The idea of extending Heritage Park Way to connect to the new park space soon to be created as part of the Fayetteville City Hall complex was back before the Fayette County Commission on May 9. Commissioners agreed to move forward with an intergovernmental agreement (IGA) between the county and city to address the project.
While the city owns Heritage Park Way, situated between the county complex and the Fayette County Library, the city wants to extend the street via a roundabout to a connector street adjacent to the upcoming city park space area which will be situated immediately south of the new City Hall.
Unlike the March 28 meeting where some of the commission expressed disapproval, Fayetteville Downtown Development Director Brian Wismer at the May 9 meeting was met with a more favorable reception. In the end, commissioners agreed to begin work on the IGA based on a 4-1 vote, with Commissioner Eric Maxwell opposed.
The city is currently developing plans for the new city center that will include a new City Hall along Stonewall Avenue and several acres of park space and amenities to the south.
Wismer said the roundabout, and other features such as one or more raised traffic tables, would serve to calm traffic moving through the area. Also part of the project would be amenities such as sidewalks.
Wismer at the March 28 meeting discussed the concept of the city and county entering into an intergovernmental agreement that would have the city using a 24-foot strip, running north to south, on the library’s west side parking lot to help establish one of those connector streets. The connector street on the east side of the new city property would intersect with Heritage Park Way, which runs between the library and county complex.
Wismer on May 9 said extending the street, by using a roundabout, would enable the city to save the old school system bus barn, would forego the need to construct a retaining wall between the connector street and the library parking lot and would provide the look of a city/county amenity with the library property being connected to the park space to the immediate west.

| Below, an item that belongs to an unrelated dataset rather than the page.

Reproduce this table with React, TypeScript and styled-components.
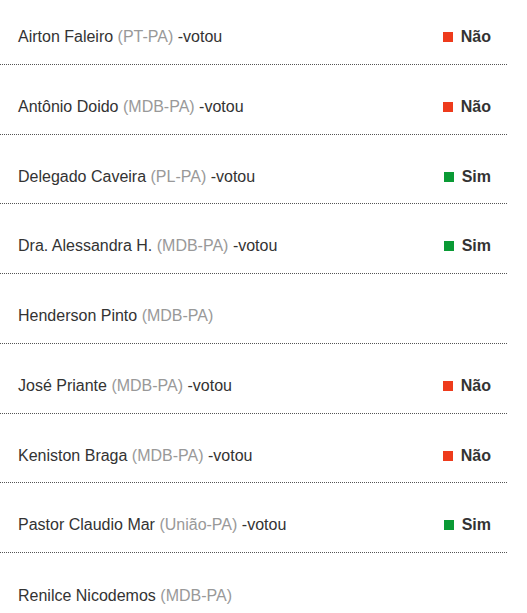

Commissioner Charles Rousseau said he supported the concept though he does not want the library to lose parking spaces.
Commissioner Edge Gibbons also supported the concept, telling Wismer, along with City Manager Ray Gibson and Mayor Ed Johnson who were at the meeting, that “Your efforts are in the best interest of the city.”
“The city has been trying to develop the (street) grid for years. I see the need for the network,” Commissioner Chuck Oddo said, adding that he like the idea of one or more raised traffic tables on the connector street.
Maxwell, though supportive of some aspects of the IGA, again expressed his doubts about the project, citing traffic concerns and issues with parking in the downtown area.
“I don’t see a walking community happening,” Maxwell said, citing concerns about the change from the “sleepy little town” that was once Fayetteville.
For better or worse, and now decades later, the former sleepy town and sleepy county is home to 112,000 people and is firmly inside the 29-county metro area that is home to multiple millions.
For Fayetteville’s part, the city is adhering to the wishes of hundreds of citizens who recently stated their preference to expand the downtown area and include more retail and higher density residential, all within a walkable setting.
Running diagonally to the northeast, the new multi-acre city park space will be approximately one block from the intersection of Ga. highways 85 and 54, the heart of downtown.